Claims 9 and 16 recite similar limitations as claim 2 and are rejected under the same rationale as applied to claim 2 above.

Regarding claim 3, Lin as applied to claim 2 above discloses [t]he method of claim 2.  Further, Lin discloses wherein each element of the first label matrix indicates a relation as to whether one of the plurality of features vectors is annotated by one of the one or more labels (Lin, pg. 3, § 3.1 ¶ 1, “Given a set of N training instances  with corresponding labels {(xi, yi(}i=1 to N, where xi is an element of X which is a subset of RF and yi is an element of Y which is a subset of {0,1}K are respectively the F-dimensional feature vector and K-dimensional label vector of the ith instance.” ” [The “Original Label Space” matrix Y (corresponds to claimed “first label matrix”) is a “tagging matrix” made up of K-dimensional label vectors for the plurality of data instances, where each element of each label vector is a 0 or a 1.]

Claims 10 and 17 recite similar limitations as claim 3 and are rejected under the same rationale as applied to claim 3 above.

Regarding claim 6, Lin as applied to claim 2 above discloses [t]he method of claim 2.  Further, Lin discloses wherein the first feature vector is projected to the label space using the one or more parameters associated with the second label matrix. (Lin, Fig. 1 showing decoding from Low-dimensionality Latent Space C to Original Label Space Y [corresponds to claimed “label space”]; Lin, equation (4) shows the decoding matrix D derived from manipulations including the low-dimensionality latent space C [corresponds to second label matrix])

Claim 13 recites similar limitations as claim 6 and is rejected under the same rationale as applied to claim 6 above.

Claim Rejections - 35 USC § 103
The following is a quotation of 35 U.S.C. 103 which forms the basis for all obviousness rejections set forth in this Office action:
A patent for a claimed invention may not be obtained, notwithstanding that the claimed invention is not identically disclosed as set forth in section 102, if the differences between the claimed invention and the prior art are such that the claimed invention as a whole would have been obvious before the effective filing date of the claimed invention to a person having ordinary skill in the art to which the claimed invention pertains.
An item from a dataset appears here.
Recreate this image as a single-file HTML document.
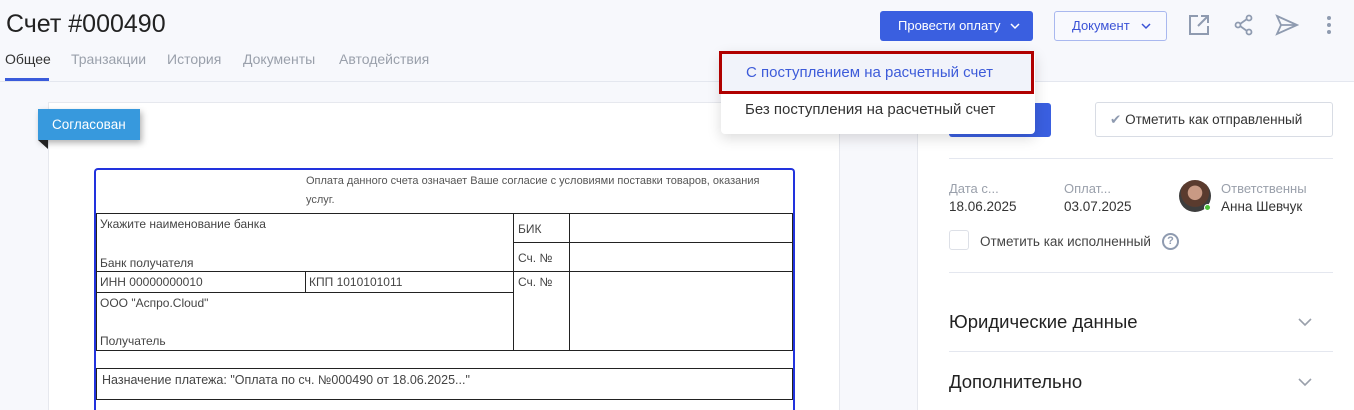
<!DOCTYPE html>
<html><head><meta charset="utf-8"><style>
*{box-sizing:border-box;margin:0;padding:0}
html,body{width:1354px;height:410px;overflow:hidden}
body{background:#f7f8fc;font-family:"Liberation Sans",sans-serif;position:relative;color:#333}
.a{position:absolute}
.inv{font-size:12px;color:#444}
.inv div{position:absolute}
.b{border:1px solid #222}
</style></head><body>
<div class="a" style="left:6px;top:10px;font-size:25px;color:#222">Счет #000490</div>
<div class="a" style="left:5px;top:51px;font-size:14px;color:#333">Общее</div>
<div class="a" style="left:71px;top:51px;font-size:14px;color:#9aa0ab">Транзакции</div>
<div class="a" style="left:167px;top:51px;font-size:14px;color:#9aa0ab">История</div>
<div class="a" style="left:243px;top:51px;font-size:14px;color:#9aa0ab">Документы</div>
<div class="a" style="left:339px;top:51px;font-size:14px;color:#9aa0ab">Автодействия</div>
<div class="a" style="left:5px;top:78px;width:44px;height:3px;background:#3a5bdb"></div>
<div class="a" style="left:0;top:81px;width:1354px;height:1px;background:#e4e7ef"></div>

<div class="a" style="left:880px;top:11px;width:153px;height:30px;background:#3a5fe0;border-radius:3px;color:#fff;font-size:13px;line-height:30px;padding-left:18px">Провести оплату</div>
<svg class="a" style="left:1010px;top:23px" width="10" height="7"><path d="M1 1l4 4 4-4" fill="none" stroke="#fff" stroke-width="1.5"/></svg>
<div class="a" style="left:1054px;top:11px;width:113px;height:30px;border:1px solid #a9b8ef;border-radius:3px;color:#3a52d6;font-size:13px;line-height:28px;padding-left:17px;background:#f8f9fe">Документ</div>
<svg class="a" style="left:1141px;top:23px" width="10" height="7"><path d="M1 1l4 4 4-4" fill="none" stroke="#3a52d6" stroke-width="1.5"/></svg>
<svg class="a" style="left:1188px;top:14px" width="22" height="22" viewBox="0 0 22 22" fill="none" stroke="#8f9bb0" stroke-width="2"><path d="M10 2H2v18h18v-8M13 2h7v7M20 2L10 12"/></svg>
<svg class="a" style="left:1233px;top:14px" width="22" height="22" viewBox="0 0 22 22" fill="none" stroke="#8f9bb0" stroke-width="1.8"><circle cx="16" cy="4" r="2.5"/><circle cx="5" cy="11" r="2.5"/><circle cx="16" cy="18" r="2.5"/><path d="M7 10l7-5M7 12l7 5"/></svg>
<svg class="a" style="left:1275px;top:14px" width="24" height="22" viewBox="0 0 24 22" fill="none" stroke="#8f9bb0" stroke-width="1.8"><path d="M2 2l20 9-20 9 4-9zM6 11h16"/></svg>
<svg class="a" style="left:1326px;top:15px" width="6" height="20"><circle cx="3" cy="3" r="2" fill="#8f9bb0"/><circle cx="3" cy="10" r="2" fill="#8f9bb0"/><circle cx="3" cy="17" r="2" fill="#8f9bb0"/></svg>

<div class="a" style="left:48px;top:102px;width:792px;height:308px;background:#fff;border:1px solid #e6e8ee;border-bottom:none"></div>
<div class="a" style="left:917px;top:82px;width:437px;height:328px;background:#fff;border-left:1px solid #e6e8ee"></div>

<div class="a" style="left:38px;top:109px;width:102px;height:31px;background:#3799dd;color:#fff;font-size:13.5px;line-height:31px;padding-left:14px;box-shadow:2px 3px 6px rgba(0,0,0,.3)">Согласован</div>
<div class="a" style="left:38px;top:140px;width:0;height:0;border-top:9px solid #222;border-left:10px solid transparent"></div>

<div class="a inv" style="left:94px;top:168px;width:701px;height:242px;border:2px solid #2233dd;border-bottom:none;border-radius:4px 4px 0 0">
<div style="left:210px;top:2px;width:470px;font-size:11px;line-height:19px;color:#555">Оплата данного счета означает Ваше согласие с условиями поставки товаров, оказания услуг.</div>
<div class="b" style="left:0;top:43px;width:418px;height:138px"></div>
<div class="b" style="left:417px;top:43px;width:57px;height:30px"></div>
<div class="b" style="left:473px;top:43px;width:224px;height:30px"></div>
<div class="b" style="left:417px;top:72px;width:57px;height:30px"></div>
<div class="b" style="left:473px;top:72px;width:224px;height:30px"></div>
<div class="b" style="left:417px;top:101px;width:57px;height:80px"></div>
<div class="b" style="left:473px;top:101px;width:224px;height:80px"></div>
<div class="b" style="left:0;top:101px;width:210px;height:22px"></div>
<div class="b" style="left:209px;top:101px;width:209px;height:22px"></div>
<div class="b" style="left:0;top:198px;width:697px;height:32px"></div>
<div style="left:4px;top:47px">Укажите наименование банка</div>
<div style="left:4px;top:86px">Банк получателя</div>
<div style="left:422px;top:52px">БИК</div>
<div style="left:422px;top:81px">Сч. №</div>
<div style="left:422px;top:105px">Сч. №</div>
<div style="left:4px;top:105px">ИНН 00000000010</div>
<div style="left:213px;top:105px">КПП 1010101011</div>
<div style="left:4px;top:126px">ООО "Аспро.Cloud"</div>
<div style="left:4px;top:164px">Получатель</div>
<div style="left:6px;top:203px;font-size:12.5px">Назначение платежа: "Оплата по сч. №000490 от 18.06.2025..."</div>
</div>

<div class="a" style="left:949px;top:103px;width:102px;height:34px;background:#3a5fe0;border-radius:3px"></div>
<div class="a" style="left:1095px;top:102px;width:238px;height:35px;border:1px solid #d8dce4;border-radius:3px;font-size:13.5px;line-height:33px;padding-left:14px;color:#333"><span style="color:#8f9bb0">&#10004;</span> Отметить как отправленный</div>
<div class="a" style="left:949px;top:158px;width:384px;height:1px;background:#e4e7ef"></div>
<div class="a" style="left:949px;top:181px;font-size:13px;color:#9aa0ab">Дата с...</div>
<div class="a" style="left:949px;top:199px;font-size:13.5px;color:#333">18.06.2025</div>
<div class="a" style="left:1064px;top:181px;font-size:13px;color:#9aa0ab">Оплат...</div>
<div class="a" style="left:1064px;top:199px;font-size:13.5px;color:#333">03.07.2025</div>
<div class="a" style="left:1179px;top:180px;width:32px;height:32px;border-radius:50%;background:radial-gradient(circle at 50% 40%,#c99a84 0 28%,#5a3b2e 30% 55%,#3d3d3d 58%)"></div>
<div class="a" style="left:1204px;top:204px;width:7px;height:7px;border-radius:50%;background:#4cc23a;border:1px solid #fff"></div>
<div class="a" style="left:1221px;top:181px;width:85px;overflow:hidden;white-space:nowrap;font-size:13px;color:#9aa0ab">Ответственный</div>
<div class="a" style="left:1221px;top:199px;font-size:13.5px;color:#333">Анна Шевчук</div>
<div class="a" style="left:949px;top:230px;width:20px;height:20px;border:1px solid #dde0e7;border-radius:3px"></div>
<div class="a" style="left:980px;top:234px;font-size:13.5px;color:#444">Отметить как исполненный</div>
<div class="a" style="left:1162px;top:233px;width:17px;height:17px;border:2px solid #8f9bb0;border-radius:50%;font-size:11px;line-height:13px;text-align:center;color:#8f9bb0;font-weight:bold">?</div>
<div class="a" style="left:949px;top:272px;width:384px;height:1px;background:#e4e7ef"></div>
<div class="a" style="left:949px;top:311px;font-size:18.5px;color:#222">Юридические данные</div>
<svg class="a" style="left:1298px;top:318px" width="14" height="9"><path d="M1 1l6 6 6-6" fill="none" stroke="#9aa0ab" stroke-width="1.6"/></svg>
<div class="a" style="left:949px;top:351px;width:384px;height:1px;background:#e4e7ef"></div>
<div class="a" style="left:949px;top:371px;font-size:18.5px;color:#222">Дополнительно</div>
<svg class="a" style="left:1298px;top:378px" width="14" height="9"><path d="M1 1l6 6 6-6" fill="none" stroke="#9aa0ab" stroke-width="1.6"/></svg>

<div class="a" style="left:721px;top:52px;width:314px;height:82px;background:#fff;border-radius:4px;box-shadow:0 4px 14px rgba(0,0,0,.15)"></div>
<div class="a" style="left:719px;top:51px;width:315px;height:43px;background:#f1f3fa;border:3px solid #b00000;color:#3d5bd9;font-size:15px;line-height:37px;padding-left:24px">С поступлением на расчетный счет</div>
<div class="a" style="left:745px;top:101px;font-size:15px;color:#333">Без поступления на расчетный счет</div>
</body></html>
Patentability shall not be negated by the manner in which the invention was made.


Claims 4, 11, 18, and 21 are rejected under 35 U.S.C. §103 as being unpatentable over Lin in view of Pacharawongsakda et al., "A Comparative Study on Single and Dual Space Reduction in Multi-label Classification," Proceedings of KICSS '2013, pp. 473-484, 2013, hereinafter “Pacharawongsakda” (previously cited).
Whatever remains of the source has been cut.